Records with interface code
──────────

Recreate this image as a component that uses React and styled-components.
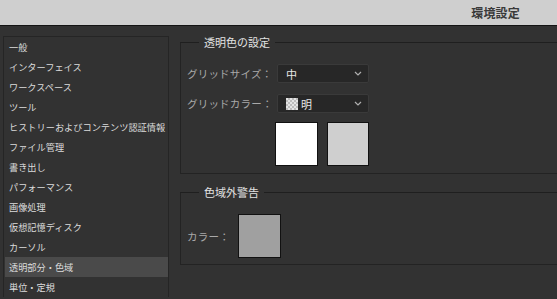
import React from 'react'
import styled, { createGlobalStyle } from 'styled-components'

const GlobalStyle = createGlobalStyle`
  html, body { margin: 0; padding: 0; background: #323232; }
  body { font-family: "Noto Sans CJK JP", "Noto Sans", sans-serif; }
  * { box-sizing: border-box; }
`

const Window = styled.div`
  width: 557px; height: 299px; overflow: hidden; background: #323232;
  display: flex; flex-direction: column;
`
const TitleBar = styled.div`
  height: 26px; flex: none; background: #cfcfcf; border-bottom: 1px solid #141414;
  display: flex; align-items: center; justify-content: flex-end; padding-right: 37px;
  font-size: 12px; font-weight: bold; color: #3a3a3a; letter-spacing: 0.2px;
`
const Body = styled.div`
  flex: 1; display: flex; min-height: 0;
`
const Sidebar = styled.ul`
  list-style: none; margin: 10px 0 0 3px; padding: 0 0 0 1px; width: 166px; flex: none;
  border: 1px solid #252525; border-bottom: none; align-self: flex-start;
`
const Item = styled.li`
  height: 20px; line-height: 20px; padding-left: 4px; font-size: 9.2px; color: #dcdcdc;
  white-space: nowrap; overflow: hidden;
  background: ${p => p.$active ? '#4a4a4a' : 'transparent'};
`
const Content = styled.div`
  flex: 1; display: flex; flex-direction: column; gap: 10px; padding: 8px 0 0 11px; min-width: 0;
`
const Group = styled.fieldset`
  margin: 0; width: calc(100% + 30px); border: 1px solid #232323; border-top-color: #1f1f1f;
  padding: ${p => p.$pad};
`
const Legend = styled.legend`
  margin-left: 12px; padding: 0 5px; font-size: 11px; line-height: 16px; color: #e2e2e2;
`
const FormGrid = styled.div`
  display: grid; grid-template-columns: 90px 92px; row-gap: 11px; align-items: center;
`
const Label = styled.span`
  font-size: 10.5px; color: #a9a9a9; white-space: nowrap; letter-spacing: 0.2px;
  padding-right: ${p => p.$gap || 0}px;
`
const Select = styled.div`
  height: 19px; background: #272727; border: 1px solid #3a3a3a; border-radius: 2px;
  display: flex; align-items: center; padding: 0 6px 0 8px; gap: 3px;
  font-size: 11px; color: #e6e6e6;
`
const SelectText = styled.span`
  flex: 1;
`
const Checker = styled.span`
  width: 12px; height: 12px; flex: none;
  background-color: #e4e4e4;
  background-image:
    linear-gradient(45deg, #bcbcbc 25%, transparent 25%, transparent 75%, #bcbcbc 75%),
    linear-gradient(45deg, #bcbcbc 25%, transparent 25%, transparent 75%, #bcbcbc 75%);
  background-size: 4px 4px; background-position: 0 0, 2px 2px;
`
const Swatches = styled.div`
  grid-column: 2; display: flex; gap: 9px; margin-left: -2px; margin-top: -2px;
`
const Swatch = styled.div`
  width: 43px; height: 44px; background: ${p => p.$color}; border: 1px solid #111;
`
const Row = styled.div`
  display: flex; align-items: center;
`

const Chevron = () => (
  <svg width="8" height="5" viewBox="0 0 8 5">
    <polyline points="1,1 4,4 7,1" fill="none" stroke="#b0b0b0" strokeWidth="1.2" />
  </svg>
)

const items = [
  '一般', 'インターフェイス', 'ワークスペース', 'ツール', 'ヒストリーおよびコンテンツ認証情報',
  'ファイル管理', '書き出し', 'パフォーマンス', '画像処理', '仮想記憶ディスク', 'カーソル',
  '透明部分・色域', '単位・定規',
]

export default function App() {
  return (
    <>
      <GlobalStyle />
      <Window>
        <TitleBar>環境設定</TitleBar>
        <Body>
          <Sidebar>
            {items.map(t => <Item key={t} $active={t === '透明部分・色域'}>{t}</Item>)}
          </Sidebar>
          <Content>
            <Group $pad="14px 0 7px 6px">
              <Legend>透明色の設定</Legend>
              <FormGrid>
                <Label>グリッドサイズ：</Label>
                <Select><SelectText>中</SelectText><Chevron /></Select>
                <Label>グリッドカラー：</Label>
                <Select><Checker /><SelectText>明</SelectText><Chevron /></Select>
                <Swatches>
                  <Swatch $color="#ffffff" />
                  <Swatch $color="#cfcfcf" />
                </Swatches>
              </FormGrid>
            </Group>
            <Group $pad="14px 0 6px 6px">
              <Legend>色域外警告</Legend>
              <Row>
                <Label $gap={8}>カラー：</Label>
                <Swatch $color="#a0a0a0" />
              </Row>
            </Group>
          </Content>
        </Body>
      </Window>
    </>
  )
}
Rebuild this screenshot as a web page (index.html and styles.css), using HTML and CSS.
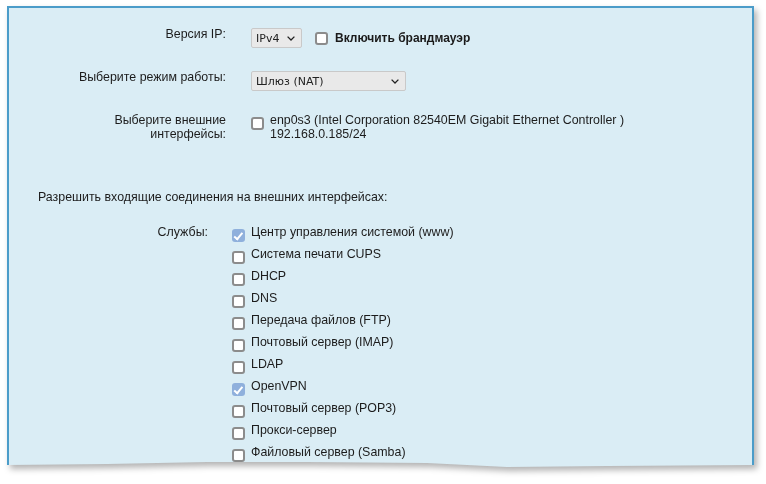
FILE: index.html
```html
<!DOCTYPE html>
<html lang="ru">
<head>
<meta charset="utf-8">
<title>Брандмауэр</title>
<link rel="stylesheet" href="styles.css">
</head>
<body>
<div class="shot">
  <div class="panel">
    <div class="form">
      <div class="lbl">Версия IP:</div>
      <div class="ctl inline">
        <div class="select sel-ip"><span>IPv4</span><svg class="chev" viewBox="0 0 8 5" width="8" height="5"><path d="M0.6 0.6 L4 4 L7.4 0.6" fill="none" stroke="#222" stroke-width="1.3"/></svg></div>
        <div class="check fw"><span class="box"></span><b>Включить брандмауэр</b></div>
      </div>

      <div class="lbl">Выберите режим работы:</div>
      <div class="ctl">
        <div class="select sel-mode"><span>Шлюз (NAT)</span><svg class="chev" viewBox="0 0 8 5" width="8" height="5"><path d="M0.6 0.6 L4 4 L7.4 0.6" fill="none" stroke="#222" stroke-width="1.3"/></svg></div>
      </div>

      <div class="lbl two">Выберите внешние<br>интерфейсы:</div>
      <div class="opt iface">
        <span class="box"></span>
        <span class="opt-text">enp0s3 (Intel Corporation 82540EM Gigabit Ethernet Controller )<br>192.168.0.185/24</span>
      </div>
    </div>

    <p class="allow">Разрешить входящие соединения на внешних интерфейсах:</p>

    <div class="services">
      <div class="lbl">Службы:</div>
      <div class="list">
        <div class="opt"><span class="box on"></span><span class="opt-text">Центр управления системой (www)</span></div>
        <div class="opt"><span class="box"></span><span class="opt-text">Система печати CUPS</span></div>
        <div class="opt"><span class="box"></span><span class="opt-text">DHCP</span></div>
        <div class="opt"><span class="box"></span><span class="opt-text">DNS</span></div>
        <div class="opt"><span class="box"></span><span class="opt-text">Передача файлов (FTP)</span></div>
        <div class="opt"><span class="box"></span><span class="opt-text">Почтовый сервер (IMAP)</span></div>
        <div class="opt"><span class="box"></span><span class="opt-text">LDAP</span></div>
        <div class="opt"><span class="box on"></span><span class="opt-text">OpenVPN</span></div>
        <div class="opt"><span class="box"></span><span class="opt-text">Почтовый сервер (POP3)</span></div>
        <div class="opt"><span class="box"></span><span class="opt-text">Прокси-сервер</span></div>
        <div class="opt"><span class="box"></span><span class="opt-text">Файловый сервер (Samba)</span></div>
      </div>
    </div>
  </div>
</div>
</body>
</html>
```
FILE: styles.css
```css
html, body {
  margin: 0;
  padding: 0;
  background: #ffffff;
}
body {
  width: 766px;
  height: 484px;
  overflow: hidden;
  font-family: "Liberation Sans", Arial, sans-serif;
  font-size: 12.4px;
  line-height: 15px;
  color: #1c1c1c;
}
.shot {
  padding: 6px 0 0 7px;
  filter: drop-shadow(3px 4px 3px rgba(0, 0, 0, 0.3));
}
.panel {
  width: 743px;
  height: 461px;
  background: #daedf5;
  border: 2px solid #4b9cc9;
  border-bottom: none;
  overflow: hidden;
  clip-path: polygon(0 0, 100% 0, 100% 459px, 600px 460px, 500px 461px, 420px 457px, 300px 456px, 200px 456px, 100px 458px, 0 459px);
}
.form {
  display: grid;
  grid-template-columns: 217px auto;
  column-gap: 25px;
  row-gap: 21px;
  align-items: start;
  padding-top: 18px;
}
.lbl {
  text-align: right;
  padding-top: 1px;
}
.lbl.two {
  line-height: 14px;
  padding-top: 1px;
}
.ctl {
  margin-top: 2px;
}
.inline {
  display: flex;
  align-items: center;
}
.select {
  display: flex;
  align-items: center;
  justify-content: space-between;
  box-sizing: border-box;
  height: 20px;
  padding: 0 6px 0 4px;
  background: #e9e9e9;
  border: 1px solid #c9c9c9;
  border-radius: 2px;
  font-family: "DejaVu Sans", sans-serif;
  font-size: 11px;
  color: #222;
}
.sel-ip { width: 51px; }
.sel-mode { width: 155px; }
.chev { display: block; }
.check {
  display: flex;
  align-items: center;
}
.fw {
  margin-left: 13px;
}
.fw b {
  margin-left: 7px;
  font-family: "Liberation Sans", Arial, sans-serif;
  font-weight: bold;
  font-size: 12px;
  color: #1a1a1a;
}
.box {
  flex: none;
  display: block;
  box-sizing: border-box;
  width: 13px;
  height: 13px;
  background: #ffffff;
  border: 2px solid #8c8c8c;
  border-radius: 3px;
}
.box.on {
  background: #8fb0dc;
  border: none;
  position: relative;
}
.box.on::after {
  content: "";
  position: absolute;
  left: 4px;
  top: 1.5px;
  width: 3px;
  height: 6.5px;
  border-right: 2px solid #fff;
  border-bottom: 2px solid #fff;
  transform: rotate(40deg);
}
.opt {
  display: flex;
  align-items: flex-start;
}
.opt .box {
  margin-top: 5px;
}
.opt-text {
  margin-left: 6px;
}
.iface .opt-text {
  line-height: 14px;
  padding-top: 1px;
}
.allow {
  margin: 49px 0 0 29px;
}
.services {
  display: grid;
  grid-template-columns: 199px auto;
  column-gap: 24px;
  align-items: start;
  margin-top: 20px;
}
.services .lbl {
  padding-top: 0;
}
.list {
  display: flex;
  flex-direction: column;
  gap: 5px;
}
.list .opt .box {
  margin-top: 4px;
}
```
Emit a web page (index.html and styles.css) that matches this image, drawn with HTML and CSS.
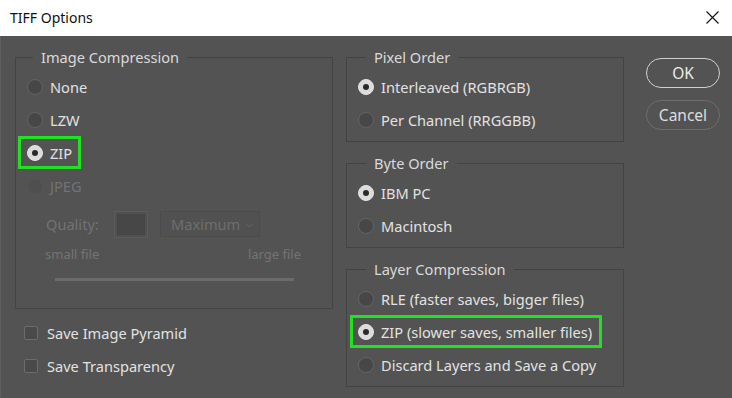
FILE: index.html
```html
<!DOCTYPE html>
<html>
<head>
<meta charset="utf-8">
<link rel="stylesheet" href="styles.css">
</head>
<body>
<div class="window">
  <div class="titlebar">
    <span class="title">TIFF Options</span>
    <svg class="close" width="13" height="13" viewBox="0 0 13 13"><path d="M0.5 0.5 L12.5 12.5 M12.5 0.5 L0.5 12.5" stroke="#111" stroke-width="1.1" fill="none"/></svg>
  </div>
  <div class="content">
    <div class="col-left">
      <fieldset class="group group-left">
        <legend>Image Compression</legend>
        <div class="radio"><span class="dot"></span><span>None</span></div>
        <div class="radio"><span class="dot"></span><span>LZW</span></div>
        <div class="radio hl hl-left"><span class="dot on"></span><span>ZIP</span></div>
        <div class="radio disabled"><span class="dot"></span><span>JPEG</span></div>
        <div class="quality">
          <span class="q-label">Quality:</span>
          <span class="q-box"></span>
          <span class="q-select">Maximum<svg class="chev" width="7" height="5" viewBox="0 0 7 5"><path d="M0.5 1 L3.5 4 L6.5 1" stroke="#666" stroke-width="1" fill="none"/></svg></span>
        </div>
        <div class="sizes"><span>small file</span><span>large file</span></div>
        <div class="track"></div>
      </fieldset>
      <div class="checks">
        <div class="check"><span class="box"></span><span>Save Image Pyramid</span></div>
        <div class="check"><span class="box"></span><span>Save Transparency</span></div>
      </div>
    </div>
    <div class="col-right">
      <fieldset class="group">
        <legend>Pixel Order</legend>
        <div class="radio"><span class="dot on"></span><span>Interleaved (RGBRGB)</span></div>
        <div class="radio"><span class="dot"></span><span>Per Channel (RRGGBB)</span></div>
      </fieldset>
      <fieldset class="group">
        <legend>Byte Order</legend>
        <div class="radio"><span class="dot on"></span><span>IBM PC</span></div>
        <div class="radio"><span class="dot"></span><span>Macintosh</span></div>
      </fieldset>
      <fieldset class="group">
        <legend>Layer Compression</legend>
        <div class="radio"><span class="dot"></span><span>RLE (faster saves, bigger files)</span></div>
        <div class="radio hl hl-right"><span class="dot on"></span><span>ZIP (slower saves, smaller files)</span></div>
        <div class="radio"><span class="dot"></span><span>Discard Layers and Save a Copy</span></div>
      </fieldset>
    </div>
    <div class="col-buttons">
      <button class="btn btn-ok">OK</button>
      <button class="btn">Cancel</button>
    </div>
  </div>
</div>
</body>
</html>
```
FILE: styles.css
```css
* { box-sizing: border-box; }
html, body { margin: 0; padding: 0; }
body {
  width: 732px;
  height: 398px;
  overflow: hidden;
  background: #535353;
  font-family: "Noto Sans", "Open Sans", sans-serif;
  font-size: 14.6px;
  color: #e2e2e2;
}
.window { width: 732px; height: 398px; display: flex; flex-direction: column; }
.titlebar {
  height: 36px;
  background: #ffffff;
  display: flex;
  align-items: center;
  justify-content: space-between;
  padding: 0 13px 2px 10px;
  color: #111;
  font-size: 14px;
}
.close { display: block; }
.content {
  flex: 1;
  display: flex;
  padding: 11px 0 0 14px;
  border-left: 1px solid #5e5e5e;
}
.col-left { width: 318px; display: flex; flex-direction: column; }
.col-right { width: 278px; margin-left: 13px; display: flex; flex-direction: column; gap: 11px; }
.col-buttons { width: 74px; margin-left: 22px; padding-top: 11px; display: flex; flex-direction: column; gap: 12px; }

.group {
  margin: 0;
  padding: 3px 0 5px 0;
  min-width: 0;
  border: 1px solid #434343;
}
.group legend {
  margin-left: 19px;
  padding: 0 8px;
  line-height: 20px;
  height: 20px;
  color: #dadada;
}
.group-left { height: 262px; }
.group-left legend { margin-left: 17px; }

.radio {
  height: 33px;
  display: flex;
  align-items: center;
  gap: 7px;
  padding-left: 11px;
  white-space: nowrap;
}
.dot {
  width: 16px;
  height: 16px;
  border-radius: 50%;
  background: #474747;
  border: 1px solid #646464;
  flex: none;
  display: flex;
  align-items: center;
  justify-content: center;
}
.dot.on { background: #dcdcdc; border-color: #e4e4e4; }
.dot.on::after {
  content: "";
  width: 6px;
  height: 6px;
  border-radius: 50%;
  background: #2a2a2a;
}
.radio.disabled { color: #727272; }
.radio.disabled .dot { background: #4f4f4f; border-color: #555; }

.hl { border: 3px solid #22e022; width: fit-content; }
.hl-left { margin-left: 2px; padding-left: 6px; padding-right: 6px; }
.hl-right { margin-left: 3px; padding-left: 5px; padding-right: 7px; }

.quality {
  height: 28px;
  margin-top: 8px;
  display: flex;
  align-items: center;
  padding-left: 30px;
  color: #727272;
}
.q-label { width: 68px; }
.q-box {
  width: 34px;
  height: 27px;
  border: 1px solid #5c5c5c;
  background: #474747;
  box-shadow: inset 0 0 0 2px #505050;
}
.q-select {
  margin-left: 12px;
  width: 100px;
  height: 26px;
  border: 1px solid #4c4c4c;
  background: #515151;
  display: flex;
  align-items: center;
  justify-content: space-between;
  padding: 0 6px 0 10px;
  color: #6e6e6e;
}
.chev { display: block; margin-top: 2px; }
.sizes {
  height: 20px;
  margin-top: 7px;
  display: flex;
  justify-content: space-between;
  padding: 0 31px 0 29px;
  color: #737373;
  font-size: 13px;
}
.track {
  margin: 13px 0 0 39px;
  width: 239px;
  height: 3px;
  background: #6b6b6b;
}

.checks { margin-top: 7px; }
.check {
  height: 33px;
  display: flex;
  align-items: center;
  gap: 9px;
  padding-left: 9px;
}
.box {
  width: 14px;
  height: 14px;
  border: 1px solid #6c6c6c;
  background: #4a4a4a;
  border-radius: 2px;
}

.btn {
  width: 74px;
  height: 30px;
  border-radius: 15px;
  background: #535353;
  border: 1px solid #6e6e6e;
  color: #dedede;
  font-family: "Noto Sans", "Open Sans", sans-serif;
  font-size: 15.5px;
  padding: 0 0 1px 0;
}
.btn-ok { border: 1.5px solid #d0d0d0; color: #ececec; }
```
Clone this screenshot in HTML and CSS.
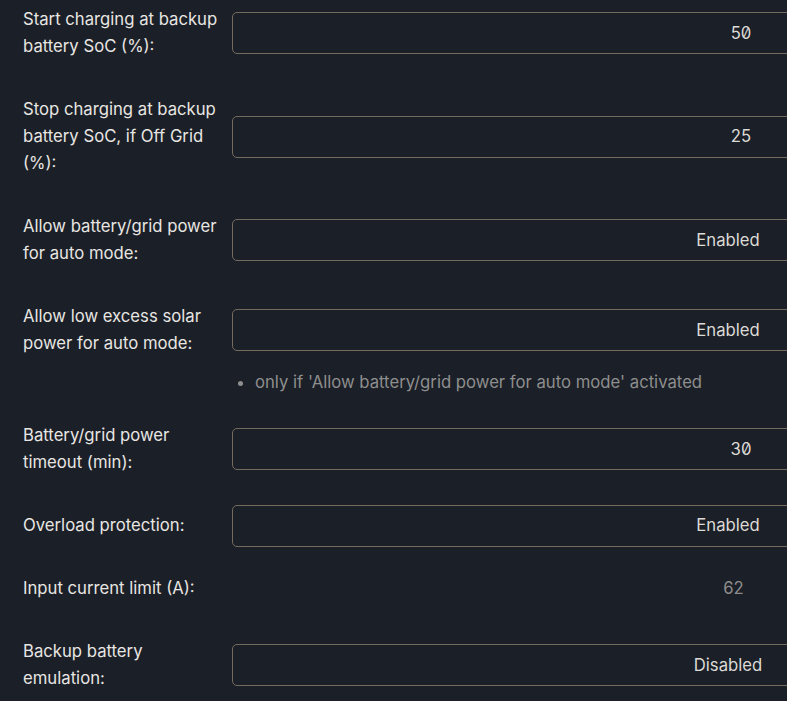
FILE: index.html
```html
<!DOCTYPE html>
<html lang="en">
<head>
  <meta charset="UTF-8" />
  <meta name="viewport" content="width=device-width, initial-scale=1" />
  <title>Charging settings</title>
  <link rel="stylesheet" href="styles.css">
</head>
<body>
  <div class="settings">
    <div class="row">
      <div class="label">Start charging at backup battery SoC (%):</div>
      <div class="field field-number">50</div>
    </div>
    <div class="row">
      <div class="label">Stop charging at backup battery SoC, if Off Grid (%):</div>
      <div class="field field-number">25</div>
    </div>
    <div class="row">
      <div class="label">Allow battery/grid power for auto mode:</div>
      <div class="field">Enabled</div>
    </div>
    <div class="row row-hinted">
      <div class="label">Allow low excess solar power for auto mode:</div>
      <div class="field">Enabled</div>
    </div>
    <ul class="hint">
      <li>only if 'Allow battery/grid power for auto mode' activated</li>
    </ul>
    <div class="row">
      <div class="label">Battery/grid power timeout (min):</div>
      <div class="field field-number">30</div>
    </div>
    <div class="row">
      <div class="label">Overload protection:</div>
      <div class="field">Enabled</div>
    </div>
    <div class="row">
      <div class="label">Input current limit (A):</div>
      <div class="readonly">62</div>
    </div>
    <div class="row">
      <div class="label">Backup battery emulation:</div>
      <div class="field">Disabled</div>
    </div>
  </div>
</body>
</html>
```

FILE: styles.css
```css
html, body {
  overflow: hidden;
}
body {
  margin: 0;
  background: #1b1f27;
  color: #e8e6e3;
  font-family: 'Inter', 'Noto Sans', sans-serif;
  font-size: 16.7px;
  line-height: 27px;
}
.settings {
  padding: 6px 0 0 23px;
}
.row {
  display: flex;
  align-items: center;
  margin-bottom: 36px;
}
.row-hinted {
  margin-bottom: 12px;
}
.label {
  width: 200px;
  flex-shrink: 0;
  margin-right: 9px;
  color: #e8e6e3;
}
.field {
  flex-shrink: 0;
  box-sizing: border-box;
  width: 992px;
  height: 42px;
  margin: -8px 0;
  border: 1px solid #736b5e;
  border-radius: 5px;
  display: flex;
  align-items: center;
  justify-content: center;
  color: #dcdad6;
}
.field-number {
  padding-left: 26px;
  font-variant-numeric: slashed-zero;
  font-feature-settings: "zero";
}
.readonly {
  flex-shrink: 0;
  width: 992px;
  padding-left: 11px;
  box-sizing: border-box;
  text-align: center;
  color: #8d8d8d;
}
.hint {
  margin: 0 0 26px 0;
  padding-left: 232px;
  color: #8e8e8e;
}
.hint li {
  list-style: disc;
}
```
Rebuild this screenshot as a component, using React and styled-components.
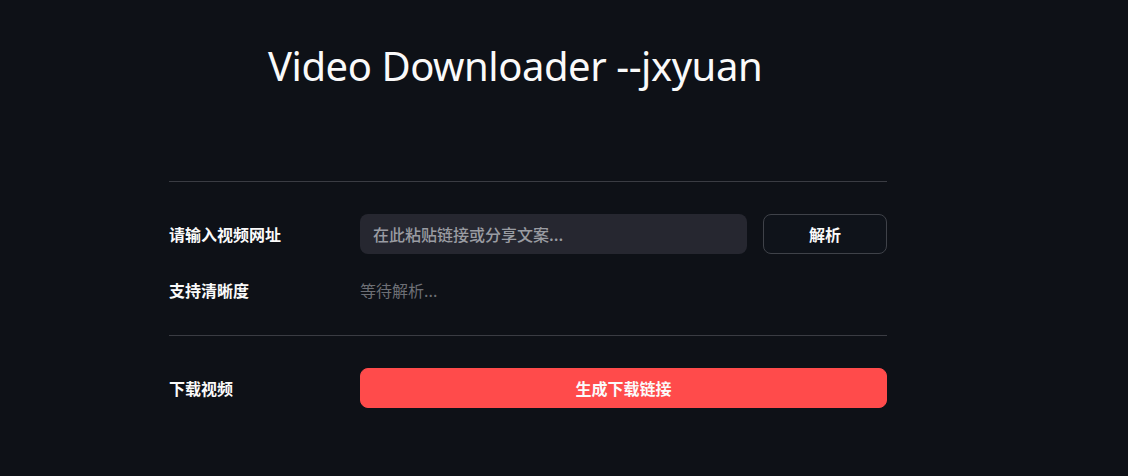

──────────

**Set exercise**. Among the records above, find each line holding the string "Rebuild" and pull it out.

**Correct answer**.
Rebuild this screenshot as a web page (index.html and styles.css), using HTML and CSS.
Rebuild this screenshot as a component, using React and styled-components.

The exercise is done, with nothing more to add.